Newly released body camera footage shows Minneapolis police officers allegedly celebrating the "hunting" of anti-police brutality protesters just five days after the murder of George Floyd.
In one video, a protester yells: “We’re unarmed! This is America. We can say what we want!”
In response, an officer appears to shoot at the protester with rubber bullets.
Floyd's death set off months of protests against police violence and racism. The city of Minneapolis, where Floyd was killed by then-MPD officer Derek Chauvin, set a curfew in response to the unrest.
The body cam footage released to the public by the court captures the police department's enforcement of the 8 p.m. curfew: Officers firing rubber bullets at numerous people out on the streets in an attempt to forcefully clear them of demonstrators. Some officers can be seen and heard celebrating and even fist-bumping over their successful hits.
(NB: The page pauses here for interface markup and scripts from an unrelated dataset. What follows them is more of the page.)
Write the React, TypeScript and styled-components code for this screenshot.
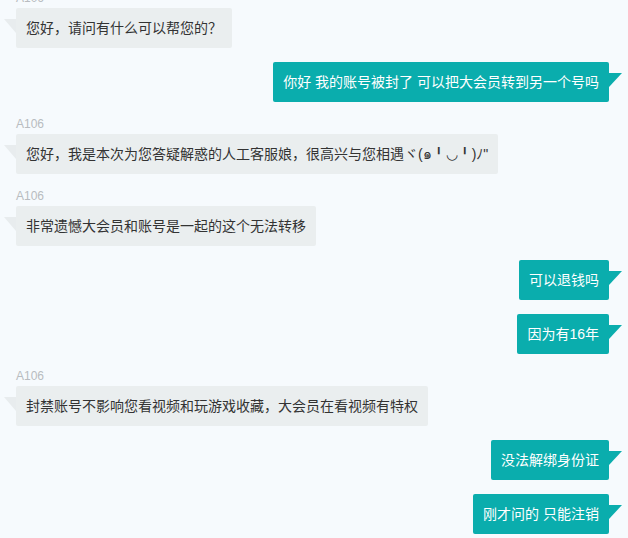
import React from "react";
import styled, { createGlobalStyle } from "styled-components";

const Global = createGlobalStyle`
  html, body { margin: 0; padding: 0; background: #f6fafd; }
  body { font-family: "Liberation Sans", "Noto Sans CJK SC", sans-serif; }
`;

const Viewport = styled.div`
  width: 628px;
  height: 538px;
  overflow: hidden;
  background: #f6fafd;
`;

const List = styled.div`
  display: flex;
  flex-direction: column;
  margin-top: -10px;
  padding: 0 19px 0 16px;
`;

const Item = styled.div<{ $mine?: boolean }>`
  display: flex;
  flex-direction: column;
  align-items: ${(p) => (p.$mine ? "flex-end" : "flex-start")};
  margin-bottom: 14px;
`;

const Name = styled.div`
  font-size: 12px;
  line-height: 16px;
  color: #b8bcc0;
  margin-bottom: 2px;
`;

const Bubble = styled.div<{ $mine?: boolean }>`
  position: relative;
  padding: 10px;
  font-size: 14px;
  line-height: 20px;
  border-radius: 2px;
  white-space: pre;
  color: ${(p) => (p.$mine ? "#ffffff" : "#333333")};
  background: ${(p) => (p.$mine ? "#0aadad" : "#eaeeef")};

  &::after {
    content: "";
    position: absolute;
    top: 11px;
    width: 0;
    height: 0;
    border-top: 14px solid ${(p) => (p.$mine ? "#0aadad" : "#e8ecee")};
    ${(p) =>
      p.$mine
        ? "right: -13px; border-right: 13px solid transparent;"
        : "left: -12px; border-left: 12px solid transparent;"}
  }
`;

type Msg = { mine?: boolean; name?: string; text: string };

const messages: Msg[] = [
  { name: "A106", text: "您好，请问有什么可以帮您的？" },
  { mine: true, text: "你好 我的账号被封了 可以把大会员转到另一个号吗" },
  {
    name: "A106",
    text: "您好，我是本次为您答疑解惑的人工客服娘，很高兴与您相遇ヾ(๑╹◡╹)ﾉ\"",
  },
  { name: "A106", text: "非常遗憾大会员和账号是一起的这个无法转移" },
  { mine: true, text: "可以退钱吗" },
  { mine: true, text: "因为有16年" },
  { name: "A106", text: "封禁账号不影响您看视频和玩游戏收藏，大会员在看视频有特权" },
  { mine: true, text: "没法解绑身份证" },
  { mine: true, text: "刚才问的 只能注销" },
];

export default function App() {
  return (
    <>
      <Global />
      <Viewport>
        <List>
          {messages.map((m, i) => (
            <Item key={i} $mine={m.mine}>
              {m.name && <Name>{m.name}</Name>}
              <Bubble $mine={m.mine}>{m.text}</Bubble>
            </Item>
          ))}
        </List>
      </Viewport>
    </>
  );
}
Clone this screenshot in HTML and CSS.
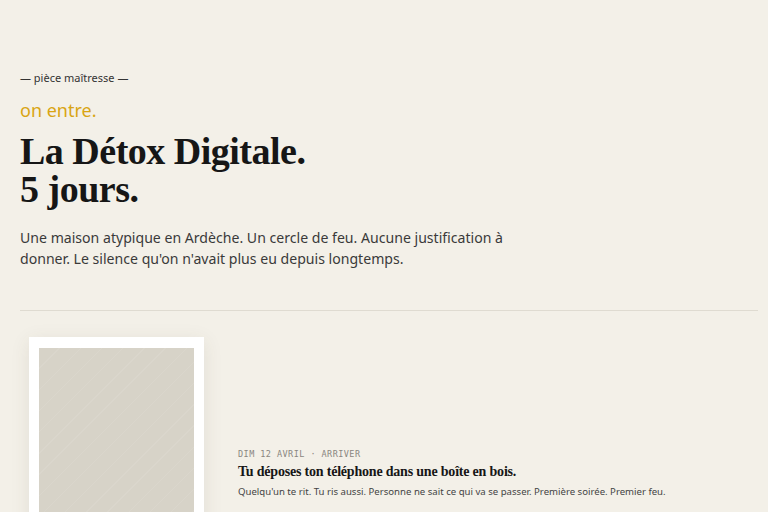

In the recording, one officer can be heard saying: “You guys are out hunting people now. It’s just a nice change of tempo.”
Shortly after, another officer comments: "F--- these people."
In another video, an officer says: “I would love to scatter [the protesters] but it’s time to f------ put 100 people in jail and just prove the mayor wrong about his white supremacist from out of state," referring to Minneapolis Mayor Jacob Frey's comments about white supremacists and out-of-state instigators.
The officer later adds, “This group is probably predominantly white because there’s not looting and fires."
Due to an ongoing internal investigation into the actions of officers seen in the videos, the Minneapolis Police Department declined ABC News' request for comment.
The footage was introduced as part of the criminal case against Jaleel Stallings, who was accused of trying to kill police officers but has since been acquitted of all charges, according to his attorney Eric Rice.
The 27-year-old faced two counts of attempted second-degree murder, two counts of first-degree assault, one count of second-degree assault and three other charges for firing a gun at an unmarked police van. No officers were injured.
Stallings argued that he fired at the unmarked police van in self-defense. In an affidavit, Stallings said that other people were running from the unmarked van and warned him of people shooting from the vehicle. He said that after being hit by a rubber bullet himself, he used his gun to shoot the vehicle in an attempt to scare the attackers off.